Personal information
- Born: 1992 North Carolina

Team information
- Current team: Team Twenty20 UCI Women's Professional/Development Team
- Discipline: Road Racing
- Rider type: Time Trial

Major wins
- WUCA and Guinness Book records for greatest distance cycled in a year, fastest person to cycle 100,000 miles, greatest distance cycled in a month, and first woman in history to exceed 500 miles in 24 hours.

= Amanda Coker =

American cyclist (born 1992)

Amanda Coker (born 1992, in North Carolina) is an American ultra-cyclist and the current record holder of the World Endurance record for distance in a calendar year.

== Career ==

Coker first began riding alongside her father, Ricky, as a teenager, and found success as a racer, placing sixth in the time trial at the junior national championships in 2010. She later enrolled at Fort Lewis College in Durango, Colorado as part of a collegiate cycling programs.

In 2011 Coker was hit by a distracted motorist. The crash threw her 50 ft and knocked her unconscious, leaving her with brain and spinal injuries. After recovering, she resumed cycling in 2015.

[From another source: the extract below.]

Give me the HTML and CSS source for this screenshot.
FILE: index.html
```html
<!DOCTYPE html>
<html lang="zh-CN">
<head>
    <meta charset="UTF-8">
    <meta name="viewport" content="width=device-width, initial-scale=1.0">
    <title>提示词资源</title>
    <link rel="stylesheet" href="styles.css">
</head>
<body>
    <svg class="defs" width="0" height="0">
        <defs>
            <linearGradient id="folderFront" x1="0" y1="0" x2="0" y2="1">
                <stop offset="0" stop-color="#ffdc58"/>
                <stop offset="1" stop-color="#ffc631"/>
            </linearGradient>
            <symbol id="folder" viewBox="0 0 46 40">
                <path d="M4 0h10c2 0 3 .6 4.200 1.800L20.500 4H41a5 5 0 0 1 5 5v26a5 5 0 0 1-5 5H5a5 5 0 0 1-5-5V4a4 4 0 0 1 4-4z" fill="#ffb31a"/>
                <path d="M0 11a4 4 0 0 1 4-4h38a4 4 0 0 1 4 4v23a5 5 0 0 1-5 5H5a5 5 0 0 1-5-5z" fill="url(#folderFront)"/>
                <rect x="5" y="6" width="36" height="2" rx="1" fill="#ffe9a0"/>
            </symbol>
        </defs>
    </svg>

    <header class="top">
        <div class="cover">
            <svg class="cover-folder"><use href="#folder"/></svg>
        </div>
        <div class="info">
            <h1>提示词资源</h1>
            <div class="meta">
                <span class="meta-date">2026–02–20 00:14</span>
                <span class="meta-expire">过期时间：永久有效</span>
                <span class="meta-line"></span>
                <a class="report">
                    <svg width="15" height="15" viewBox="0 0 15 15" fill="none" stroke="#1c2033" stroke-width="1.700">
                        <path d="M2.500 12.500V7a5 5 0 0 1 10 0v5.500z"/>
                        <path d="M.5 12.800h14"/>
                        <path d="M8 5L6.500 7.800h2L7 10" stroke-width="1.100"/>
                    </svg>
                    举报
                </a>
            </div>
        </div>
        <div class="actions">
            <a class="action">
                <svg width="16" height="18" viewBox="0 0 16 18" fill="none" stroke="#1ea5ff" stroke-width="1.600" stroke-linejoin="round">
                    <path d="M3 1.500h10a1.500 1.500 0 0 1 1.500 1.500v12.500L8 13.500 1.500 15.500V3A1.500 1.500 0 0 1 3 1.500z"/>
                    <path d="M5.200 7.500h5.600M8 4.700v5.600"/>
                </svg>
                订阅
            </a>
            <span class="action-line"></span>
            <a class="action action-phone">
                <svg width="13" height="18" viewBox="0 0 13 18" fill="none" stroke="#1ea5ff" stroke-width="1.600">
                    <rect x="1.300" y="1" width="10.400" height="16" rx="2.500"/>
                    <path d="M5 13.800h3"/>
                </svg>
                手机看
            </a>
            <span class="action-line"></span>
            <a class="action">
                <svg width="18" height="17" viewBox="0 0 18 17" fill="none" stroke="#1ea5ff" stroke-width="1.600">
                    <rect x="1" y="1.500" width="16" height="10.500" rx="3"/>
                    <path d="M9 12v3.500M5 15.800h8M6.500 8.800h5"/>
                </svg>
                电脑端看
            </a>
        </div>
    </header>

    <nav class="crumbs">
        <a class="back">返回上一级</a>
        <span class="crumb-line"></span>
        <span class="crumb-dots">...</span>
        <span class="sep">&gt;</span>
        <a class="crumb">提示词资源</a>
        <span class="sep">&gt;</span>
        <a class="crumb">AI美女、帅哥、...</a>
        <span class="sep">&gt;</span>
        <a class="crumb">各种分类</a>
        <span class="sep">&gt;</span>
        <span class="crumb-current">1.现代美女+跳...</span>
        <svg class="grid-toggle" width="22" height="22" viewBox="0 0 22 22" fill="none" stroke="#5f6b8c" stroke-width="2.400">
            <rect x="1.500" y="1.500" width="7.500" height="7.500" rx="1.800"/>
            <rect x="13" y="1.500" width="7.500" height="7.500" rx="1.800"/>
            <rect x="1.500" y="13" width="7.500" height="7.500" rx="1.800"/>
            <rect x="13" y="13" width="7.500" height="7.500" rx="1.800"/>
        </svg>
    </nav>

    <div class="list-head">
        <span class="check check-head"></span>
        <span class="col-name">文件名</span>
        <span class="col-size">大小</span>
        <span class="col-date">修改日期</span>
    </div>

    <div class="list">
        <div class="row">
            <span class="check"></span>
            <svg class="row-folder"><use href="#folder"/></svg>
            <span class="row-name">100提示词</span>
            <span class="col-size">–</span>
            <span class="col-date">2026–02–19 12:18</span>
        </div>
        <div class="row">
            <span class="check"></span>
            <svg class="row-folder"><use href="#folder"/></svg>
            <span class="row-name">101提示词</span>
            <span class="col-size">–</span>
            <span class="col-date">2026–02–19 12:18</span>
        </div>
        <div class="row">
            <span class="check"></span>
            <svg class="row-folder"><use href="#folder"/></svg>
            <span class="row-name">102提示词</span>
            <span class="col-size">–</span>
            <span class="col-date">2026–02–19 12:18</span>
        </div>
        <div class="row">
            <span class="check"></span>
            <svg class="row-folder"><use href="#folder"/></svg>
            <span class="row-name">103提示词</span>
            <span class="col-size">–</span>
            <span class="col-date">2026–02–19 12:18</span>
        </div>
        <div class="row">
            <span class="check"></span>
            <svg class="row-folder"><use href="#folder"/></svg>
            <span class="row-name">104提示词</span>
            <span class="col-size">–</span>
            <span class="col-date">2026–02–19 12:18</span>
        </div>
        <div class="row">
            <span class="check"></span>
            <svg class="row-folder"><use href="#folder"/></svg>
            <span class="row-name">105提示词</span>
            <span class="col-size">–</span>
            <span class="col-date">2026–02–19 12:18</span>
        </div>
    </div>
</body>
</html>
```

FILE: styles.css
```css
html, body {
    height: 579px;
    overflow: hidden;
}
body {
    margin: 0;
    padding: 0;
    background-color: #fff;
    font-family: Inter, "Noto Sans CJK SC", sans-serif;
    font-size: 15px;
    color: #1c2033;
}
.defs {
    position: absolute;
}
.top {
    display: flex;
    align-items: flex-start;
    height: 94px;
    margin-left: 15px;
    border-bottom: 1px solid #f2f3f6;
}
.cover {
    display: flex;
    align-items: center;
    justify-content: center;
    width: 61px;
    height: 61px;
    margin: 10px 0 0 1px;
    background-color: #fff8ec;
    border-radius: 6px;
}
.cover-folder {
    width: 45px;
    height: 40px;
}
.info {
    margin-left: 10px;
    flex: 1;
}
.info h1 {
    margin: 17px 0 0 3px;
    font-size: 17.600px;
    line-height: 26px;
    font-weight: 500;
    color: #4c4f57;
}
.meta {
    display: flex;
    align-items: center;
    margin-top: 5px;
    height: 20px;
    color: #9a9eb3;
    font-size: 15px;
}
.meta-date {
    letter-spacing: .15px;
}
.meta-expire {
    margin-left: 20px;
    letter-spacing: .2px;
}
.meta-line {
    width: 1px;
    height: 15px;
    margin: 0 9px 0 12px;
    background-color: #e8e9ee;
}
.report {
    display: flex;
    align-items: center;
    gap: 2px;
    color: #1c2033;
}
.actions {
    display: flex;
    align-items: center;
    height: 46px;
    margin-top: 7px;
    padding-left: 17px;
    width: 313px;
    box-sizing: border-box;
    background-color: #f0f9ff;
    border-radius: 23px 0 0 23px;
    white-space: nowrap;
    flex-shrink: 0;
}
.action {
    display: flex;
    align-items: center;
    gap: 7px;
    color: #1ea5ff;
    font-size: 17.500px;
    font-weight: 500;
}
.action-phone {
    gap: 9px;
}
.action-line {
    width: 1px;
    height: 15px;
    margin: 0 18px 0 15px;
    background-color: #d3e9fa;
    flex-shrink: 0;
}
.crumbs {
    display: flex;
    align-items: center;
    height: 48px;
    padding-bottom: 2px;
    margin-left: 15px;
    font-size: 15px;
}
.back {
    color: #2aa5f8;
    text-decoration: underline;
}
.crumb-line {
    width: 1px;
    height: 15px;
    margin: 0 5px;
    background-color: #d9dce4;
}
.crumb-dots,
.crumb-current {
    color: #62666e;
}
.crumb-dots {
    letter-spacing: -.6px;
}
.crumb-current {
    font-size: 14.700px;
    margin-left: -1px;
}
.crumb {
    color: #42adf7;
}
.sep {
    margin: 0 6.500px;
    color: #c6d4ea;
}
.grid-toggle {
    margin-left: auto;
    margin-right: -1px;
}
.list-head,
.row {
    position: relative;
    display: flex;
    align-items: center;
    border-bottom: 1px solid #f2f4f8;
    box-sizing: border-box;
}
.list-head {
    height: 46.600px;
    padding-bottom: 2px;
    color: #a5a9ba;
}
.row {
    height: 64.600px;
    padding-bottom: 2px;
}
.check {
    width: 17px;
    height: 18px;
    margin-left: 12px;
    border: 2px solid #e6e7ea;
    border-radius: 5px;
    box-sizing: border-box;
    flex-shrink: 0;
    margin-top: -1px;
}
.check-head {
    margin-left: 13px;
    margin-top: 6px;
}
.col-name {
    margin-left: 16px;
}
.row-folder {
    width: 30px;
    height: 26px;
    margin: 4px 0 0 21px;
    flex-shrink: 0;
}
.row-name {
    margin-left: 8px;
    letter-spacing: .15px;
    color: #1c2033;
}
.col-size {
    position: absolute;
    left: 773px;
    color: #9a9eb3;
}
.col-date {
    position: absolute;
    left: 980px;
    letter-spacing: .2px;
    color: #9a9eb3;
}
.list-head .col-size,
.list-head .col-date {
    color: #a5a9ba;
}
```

On 15 May 2016 Coker began an attempt to set a new record for distance covered over the course of a year. Riding a course in Flatwoods Park in Tampa Bay she rode 237.19 mi a day on average. After 130 days of riding she had covered 29774 mi, beating Billie Fleming's female record of 29603.7 mi which had stood since 1938. In April 2017 she surpassed the previous overall record of 76076 mi set by Kurt Searvogel. In May 2017 she completed the year, setting a new record of 86573 mi, beating the previous record by over 10000 mi. During the attempt, her longest ride in a single day was 302 mi, completed on the penultimate day.

After setting the new record, Coker continued cycling, seeking to break the record for the shortest time to cover 100000 mi. For 77 years that record was held by Tommy Godwin, who set off in January 1939 and reached the 100000 mi mark in May 1940, after 500 days of cycling. On July 11, 2017, Coker reached 100000 mi, after 423 days of cycling.

On October 23, 2021, Coker set a new road record of 512.506 miles (824.8 km) in 24 hours, and became the first woman to break 500 mi in 24 hours riding solo. During the record attempt, she also broke 10 other WUCA/Guinness World records for other various durations and distances.